As she says on the abbey’s superb website:

I never felt I was ‘walking away from Hollywood.’ I felt I was walking into something more significant and by that, I took Hollywood with me.”

Damascus moments

Yet some things inevitably were left behind, including the dream of marriage and children. Perhaps the most heartbreaking scene in the documentary depicts her final meeting with Robinson, whose health had been declining.

“He was completely in love with her,” Cammisa says. “She was it for him.”

After he kisses her goodbye and leaves, the camera captures her watching him depart, tears rolling down her cheeks. She wipes them away and crosses herself.

Mother Prioress’ calling has not come without sacrifice or initial resistance even. In the film, she describes how she – the child of a handsome teenage couple, bit players in Hollywood who divorced when she was a toddler – first came to Regina Laudis for a rest while starring on Broadway in “The Pleasure of His Company.” She had no plans to become a nun and was relieved when Mother Benedict Dunn told her it was not for her.

And yet: She played St. Clare, who gives up her worldly life, to follow St. Francis of Assisi and found the Order of the Poor Clares, in the film “St. Francis of Assisi.” Something was pulling Mother Prioress. And then the pull became undeniable.

Cammisa, too, was reluctant. She had done “Sister Helen” (2002), about a Benedictine who opens a home for recovering addicts and alcoholics in the South Bronx.

When HBO’s Sheila Nevins – “the doyenne of docs” – suggested a documentary about Mother Prioress, Cammisa says she told her, “I don’t want to do another nun movie. I’ve done my nun movie.

“Then I went up there. The abbey is a one of a kind place. I fell in love with the abbey, the nuns and Mother Prioress.

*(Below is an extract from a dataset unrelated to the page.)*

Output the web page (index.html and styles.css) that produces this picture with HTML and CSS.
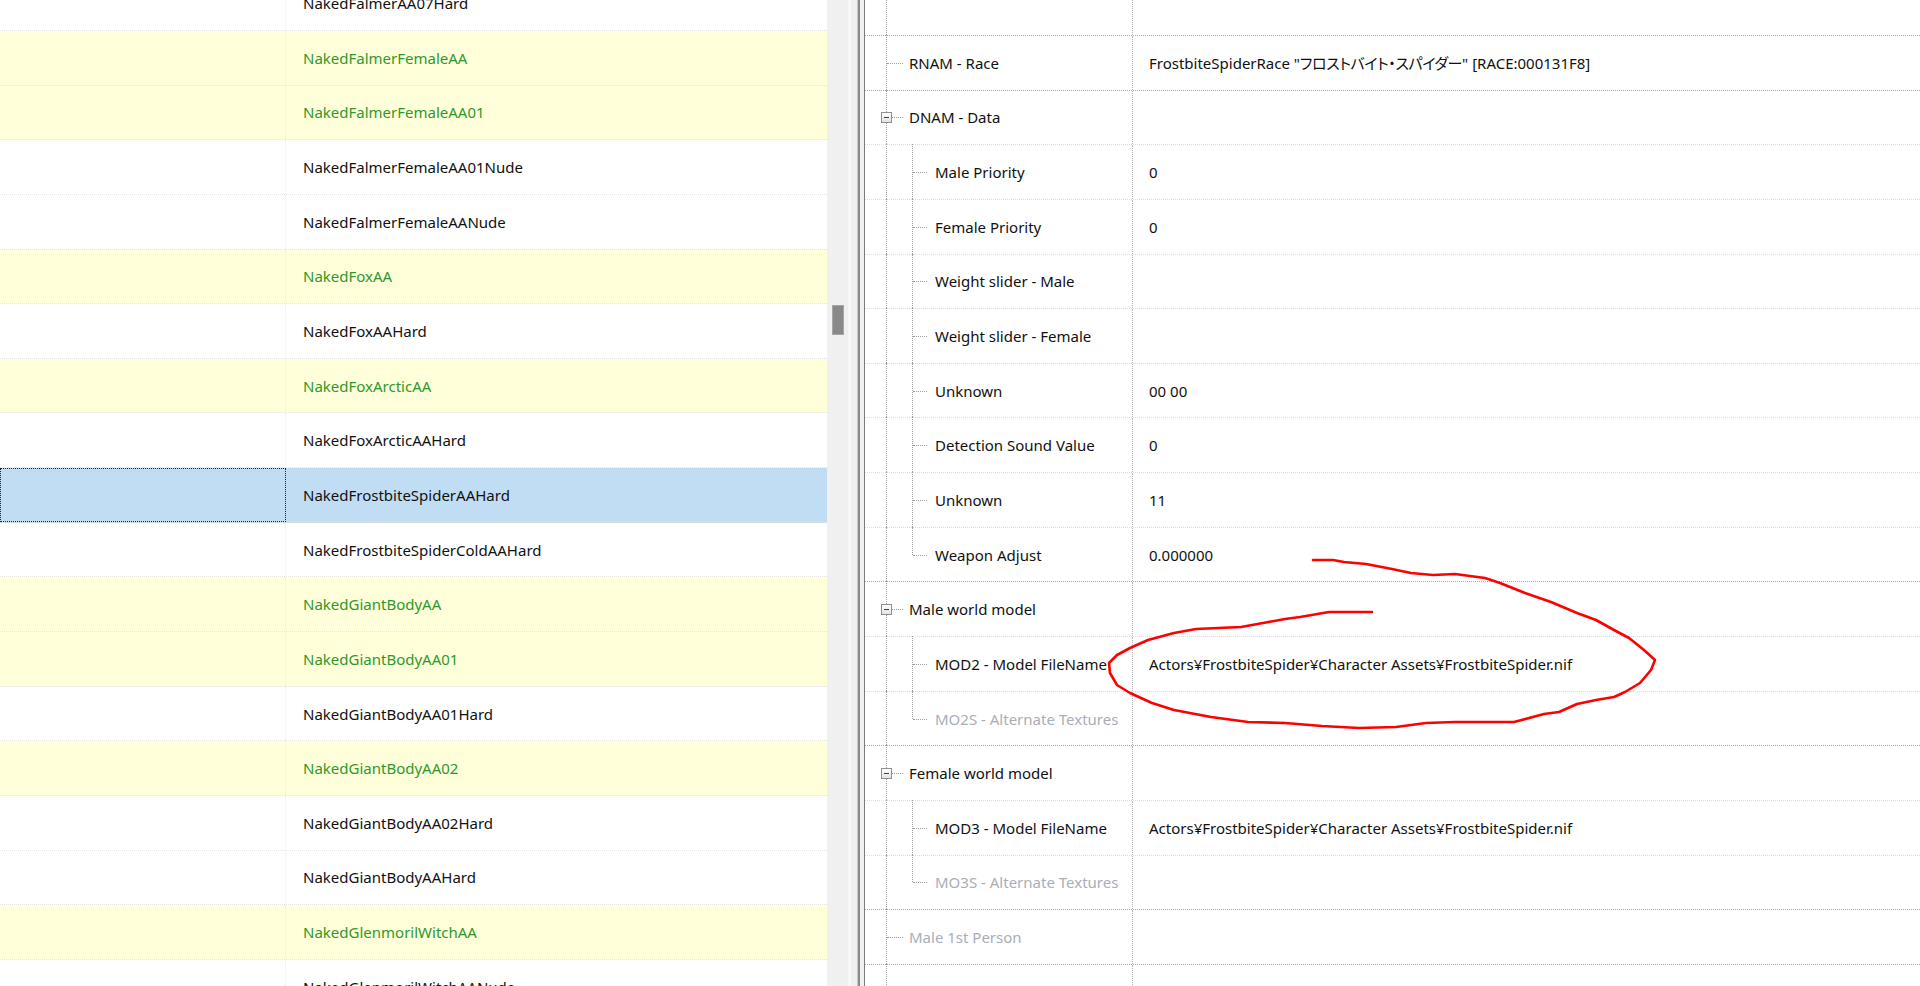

“When I was there, I felt I had experienced a place that I wished the world was like. I wish people cared for the land the way the nuns do. I wish people cared for one another the way the nuns do. I wish everyone had that focus for work and prayer.”

We may not be able to join an abbey as Mother Prioress did. But perhaps we can take the abbey into our hearts.

“It’s an example,” Cammisa says, “of how to live.”